Conclusion and what would change my mind

I am constructive on a measured long for income-oriented traders who accept the possibility of a dividend reset. The valuation is inexpensive relative to cash generation, but the trade is far from free of risk - management's guidance and the company's vulnerability to secular consumer shifts justify a protective stop and conservative sizing.
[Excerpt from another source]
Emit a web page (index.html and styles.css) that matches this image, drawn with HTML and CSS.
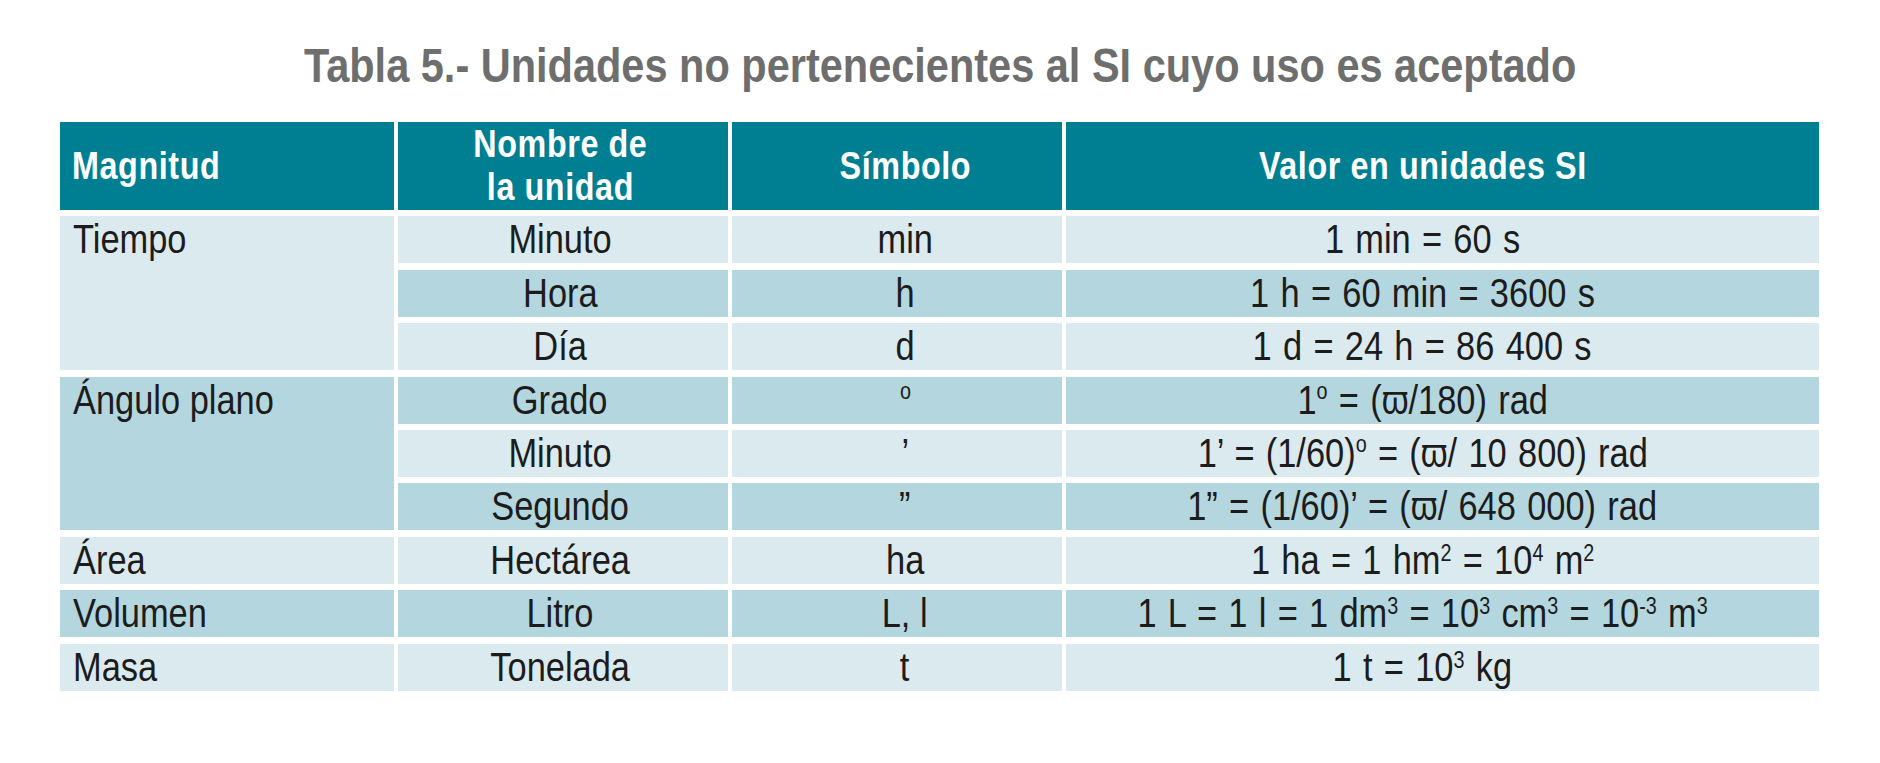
FILE: index.html
```html
<!DOCTYPE html>
<html lang="es">
<head>
<meta charset="utf-8">
<title>Tabla 5</title>
<link rel="stylesheet" href="styles.css">
</head>
<body>
<div class="page">
  <h1 class="title"><span class="cond">Tabla 5.- Unidades no pertenecientes al SI cuyo uso es aceptado</span></h1>
  <div class="table">
    <div class="th th-left"><span class="cond">Magnitud</span></div>
    <div class="th c2"><span class="cond">Nombre de<br>la unidad</span></div>
    <div class="th c3"><span class="cond">Símbolo</span></div>
    <div class="th c4"><span class="cond">Valor en unidades SI</span></div>

    <div class="td mag light span3"><span class="cond">Tiempo</span></div>
    <div class="td c2 light"><span class="cond">Minuto</span></div>
    <div class="td c3 light"><span class="cond">min</span></div>
    <div class="td c4 light"><span class="cond">1 min = 60 s</span></div>
    <div class="td c2 dark"><span class="cond">Hora</span></div>
    <div class="td c3 dark"><span class="cond">h</span></div>
    <div class="td c4 dark"><span class="cond">1 h = 60 min = 3600 s</span></div>
    <div class="td c2 light"><span class="cond">Día</span></div>
    <div class="td c3 light"><span class="cond">d</span></div>
    <div class="td c4 light"><span class="cond">1 d = 24 h = 86 400 s</span></div>

    <div class="td mag dark span3"><span class="cond">Ángulo plano</span></div>
    <div class="td c2 dark"><span class="cond">Grado</span></div>
    <div class="td c3 dark"><span class="cond"><sup class="deg">o</sup></span></div>
    <div class="td c4 dark"><span class="cond">1<sup class="deg">o</sup> = (ϖ/180) rad</span></div>
    <div class="td c2 light"><span class="cond">Minuto</span></div>
    <div class="td c3 light"><span class="cond">’</span></div>
    <div class="td c4 light"><span class="cond">1’ = (1/60)<sup class="deg">o</sup> = (ϖ/ 10 800) rad</span></div>
    <div class="td c2 dark"><span class="cond">Segundo</span></div>
    <div class="td c3 dark"><span class="cond">”</span></div>
    <div class="td c4 dark"><span class="cond">1” = (1/60)’ = (ϖ/ 648 000) rad</span></div>

    <div class="td mag light"><span class="cond">Área</span></div>
    <div class="td c2 light"><span class="cond">Hectárea</span></div>
    <div class="td c3 light"><span class="cond">ha</span></div>
    <div class="td c4 light"><span class="cond">1 ha = 1 hm<sup>2</sup> = 10<sup>4</sup> m<sup>2</sup></span></div>

    <div class="td mag dark"><span class="cond">Volumen</span></div>
    <div class="td c2 dark"><span class="cond">Litro</span></div>
    <div class="td c3 dark"><span class="cond">L, l</span></div>
    <div class="td c4 dark"><span class="cond">1 L = 1 l = 1 dm<sup>3</sup> = 10<sup>3</sup> cm<sup>3</sup> = 10<sup>-3</sup> m<sup>3</sup></span></div>

    <div class="td mag light"><span class="cond">Masa</span></div>
    <div class="td c2 light"><span class="cond">Tonelada</span></div>
    <div class="td c3 light"><span class="cond">t</span></div>
    <div class="td c4 light"><span class="cond">1 t = 10<sup>3</sup> kg</span></div>
  </div>
</div>
</body>
</html>
```
FILE: styles.css
```css
* { box-sizing: border-box; }

html, body {
  margin: 0;
  padding: 0;
  background: #ffffff;
}

body {
  font-family: "Liberation Sans", Arial, sans-serif;
  color: #1c1c1c;
}

.page {
  width: 1880px;
  padding: 35px 60px 0 60px;
}

/* Condensed look: Helvetica-style glyphs narrowed horizontally */
.cond {
  display: inline-block;
  transform: scaleX(0.86);
  transform-origin: center center;
  white-space: nowrap;
}

.title {
  margin: 0 0 27px 0;
  font-size: 49px;
  line-height: 60px;
  font-weight: 700;
  color: #6e6e6e;
  text-align: center;
}

.title .cond {
  transform: scaleX(0.847);
}

.table {
  display: grid;
  grid-template-columns: 334px 330px 330px 1fr;
  grid-template-rows: 88px repeat(9, 47px);
  column-gap: 4px;
  row-gap: 6.4px;
  width: 1759px;
}

.th {
  background: #007f93;
  color: #ffffff;
  font-weight: 700;
  font-size: 38px;
  line-height: 43px;
  letter-spacing: 0.7px;
  display: flex;
  align-items: center;
  justify-content: center;
  text-align: center;
}

.th .cond {
  transform: scaleX(0.85);
}

.th-left {
  justify-content: flex-start;
  padding-left: 12px;
}

.th-left .cond {
  transform-origin: left center;
}

.td {
  font-size: 40px;
  line-height: 47px;
  text-align: center;
}

/* column content offsets */
.c2 { padding-right: 6px; }
.c3 { padding-left: 16px; }
.c4 { padding-right: 40px; }
.td.c4 { word-spacing: 2px; }

.mag {
  text-align: left;
  padding-left: 13px;
}

.mag .cond {
  transform-origin: left center;
}

.span3 {
  grid-row: span 3;
}

.light { background: #dbeaee; }
.dark { background: #b4d6de; }

sup {
  font-size: 23px;
  line-height: 0;
  vertical-align: 13px;
  word-spacing: 0;
}

sup.deg {
  font-size: 23px;
  vertical-align: 15px;
}
```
I would change my view if any of the following occur: management announces a material dividend reduction or suspension; free cash flow declines sharply (loss of >30% year-over-year) without a credible remedial plan; or the company signals restructurings that make cash generation uncertain. Conversely, I would become more bullish if management provides clear, credible targets for margin improvement and reaffirms the dividend with a sustainable payout ratio, or if we see accelerating sales in higher-growth categories.

Trade checklist at entry

  • Buy near $19.15 with position size aligned to risk tolerance.
  • Set a hard stop at $16.00 and monitor quarterly guidance closely.
  • Reassess after quarterly results or any dividend commentary; tighten stops or take profits if short-term catalysts run ahead of fundamentals.
Bottom line: Conagra is a value-income story with a real cash-flow anchor. Treat it like an income trade with a defined risk budget and a readiness to move on a dividend scare or deterioration in cash flow.

Risks

  • Dividend cut or suspension if earnings and cash flow deteriorate further.
  • Continued soft organic sales and secular shift to fresher/healthier foods that erode market share.
  • Leverage and liquidity pressure - enterprise value implies material net debt exposure.
  • Execution risk on cost saves and portfolio rationalization that could take longer or fail to deliver expected savings.